Catalina Restaurant Group Inc. is about to undergo the latest in what has become a series of corporate turnovers for the Carlsbad company’s flagship brands over the past two decades.
In a deal scheduled to close on March 31, the operator of 149 Coco’s Bakery and Carrows restaurants will have a new owner. Texas-based Food Management Partners (FMP) has agreed to buy Catalina for an undisclosed price from its current parent, a subsidiary of Japan’s Zensho Holdings Co. Ltd.
A spokesman for Catalina and Zensho America Corp. said the companies were not discussing financial details of the deal or potential post-acquisition changes, referring questions to officials at San Antonio-headquartered FMP, who could not be reached for comment as of press time.
“After nearly a decade shepherding the Coco’s and Carrows brands, we are pleased to have found the right owner to begin the next chapter in the CRG story,” said Zensho America President Yasunori Hiraguchi in a statement.
In the same release, FMP co-founder and Manager Jason Kemp said the Coco’s and Carrows brands are well-established and fit with the company’s focus on “identifying brands with strong customer loyalty and an irreplaceable legacy.”
FMP was formed in 1999 and is a multiconcept operator of franchised and independent restaurant brands, with 118 restaurants in 22 states. It is among the largest Buffalo Wild Wings franchisees, and also operates brands including Zio’s Italian Kitchen, Don Pablo’s and Furr’s Fresh Buffet.
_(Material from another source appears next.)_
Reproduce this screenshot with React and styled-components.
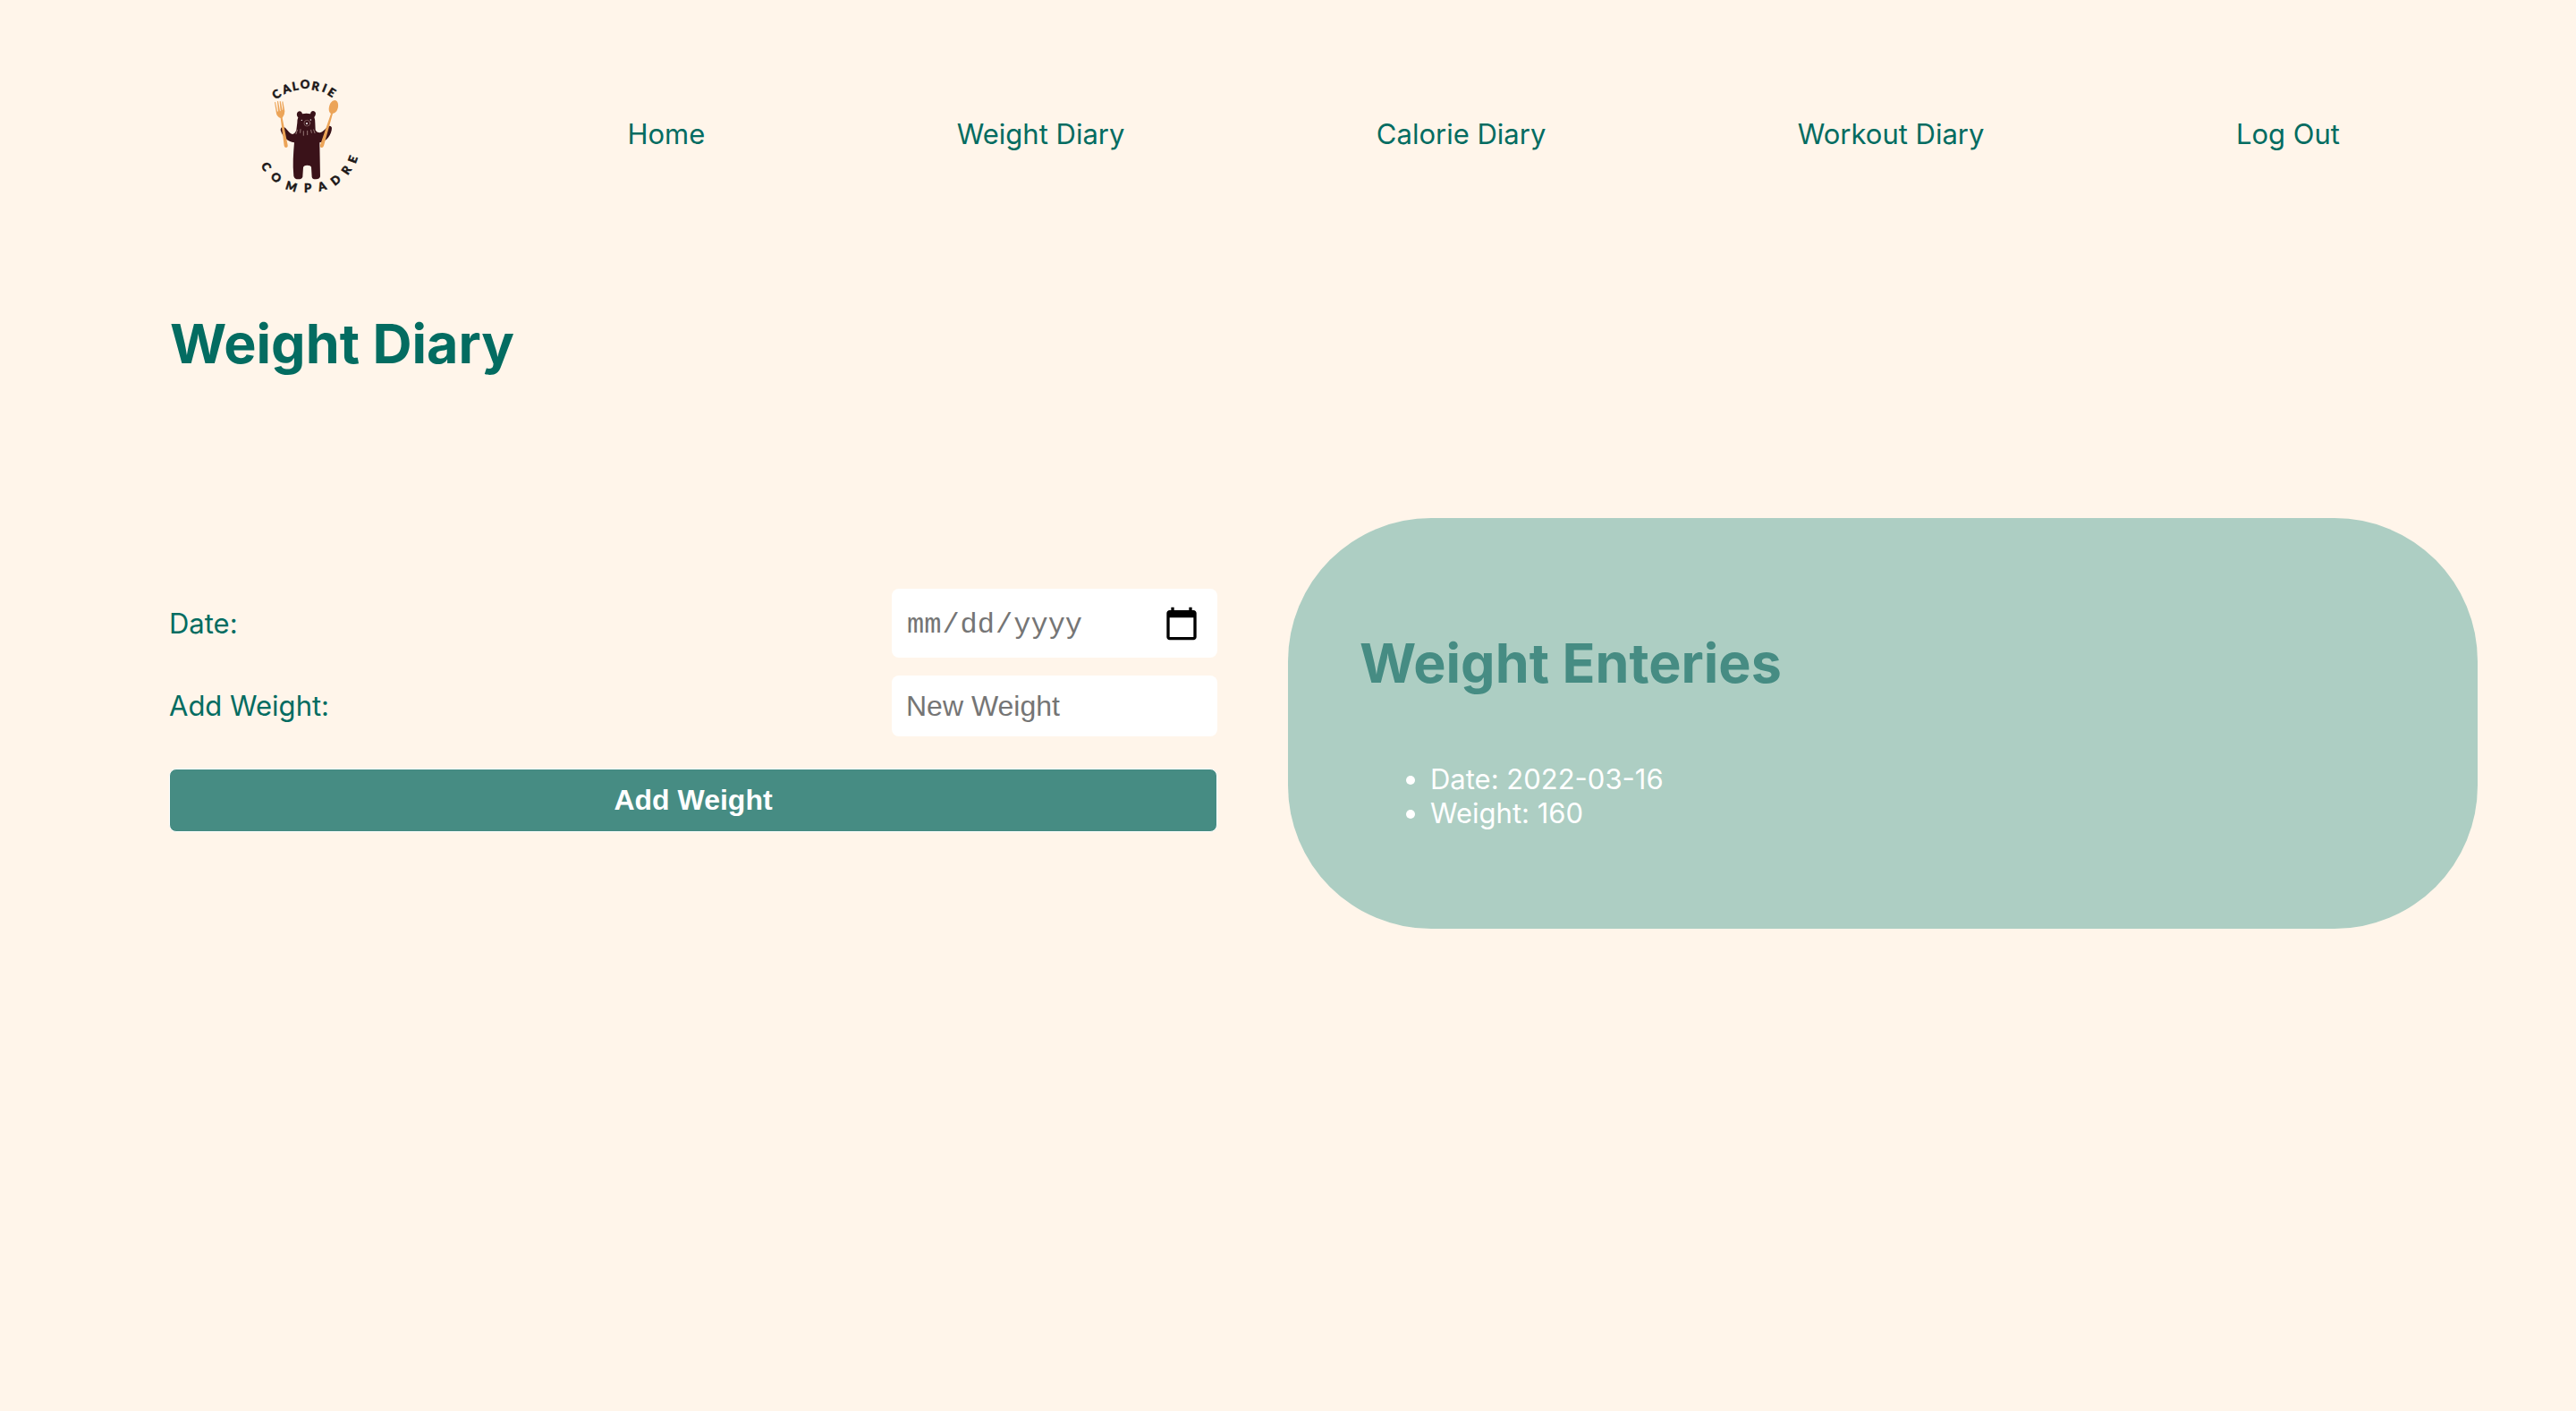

Carrows was started in 1970 as Carrows Hickory Chip Restaurant in Santa Clara, and Coco’s was established in 1948 in Orange County. Both brands have gone through several ownership changeovers during the past 20 years.
The two companies were acquired in 1996 by Advantica Restaurant Group of South Carolina, which sold them to Catalina in 2002. Catalina in turn was acquired in 2006 by Tokyo-based Zensho, Japan’s largest restaurant chain operator with more than 4,000 global locations.
Experts have noted that both Coco’s and Carrows are regional full-service players that have struggled in recent years to grow sales, especially as families have turned more toward lower-priced, limited-service national chains such as Panera Bread.
The FMP acquisition comes as the U.S. restaurant industry continues to experience a steady but slow post-recession recovery. The nation’s 500 largest restaurant chains grew sales 4 percent in 2014, reaching $274.4 billion, according to industry consulting firm Technomic Inc.
However, the limited-service, fast-casual eateries with midtier pricing — led by Panera Bread and Chipotle Mexican Grill — continue to siphon away sales from established fast-food and full-service chains.
Darren Tristano, executive vice president with Technomic, said recent positive changes in the economy give him reason to believe that things could be looking up for full-service, family-style restaurants like Coco’s and Carrows, which compete in the same category with national players such as Denny’s and IHOP.
Particularly since the third quarter of 2014, he said that segment has seen an uptick in visitors, thanks in part to improving national job numbers and falling gas prices, which have encouraged families to dine out more often. The full-service family category finished the year with U.S. sales up about 3 percent — below the overall industry rate of increase, but much better than the family segment’s flat performance during most of the past five years.
In a good economy, Tristano said regional family chains such as Coco’s and Carrows generally are better able than national chains to cater to regional tastes, and better able to capitalize on and grow their existing customer loyalty.
“The regional brands generally have pretty strong growth potential,” Tristano said. “Family restaurants have shown they’re good at creating value, and they’ve stayed affordable in the years since the recession.”
About two-thirds of Catalina’s restaurants are Coco’s, and that brand has generally fared better in terms of customer traffic and sales, though the privately held Catalina does not break down performance figures.
According to the industry publication Nation’s Restaurant News, Coco’s had estimated U.S. sales of $141.5 million in 2013, down nearly 2 percent from the prior year; and Carrows posted estimated sales of $55.2 million, down 5 percent from 2012. As of 2013, there were 113 Coco’s and 58 Carrows in operation, and some of those have since closed.
The publication reported that Catalina has 14 franchised locations, with the remainder company-owned. The restaurants operate primarily in California, with a relatively smaller presence in Arizona and Nevada.
In 2012, Catalina Restaurant Group sought to expand Carrows’ customer base beyond its longtime loyal following among older patrons. To draw young consumers and families and attract larger dining parties, it tested out Asian and Italian-style offerings, such as pastas and new salads, at a few Carrows locations.
To maintain a family-style image over the years, Catalina has generally resisted adding bar service and alcoholic beverages to its restaurant offerings, even as competitors have increasingly expanded into sales of items such as beer and wine to boost customer tabs.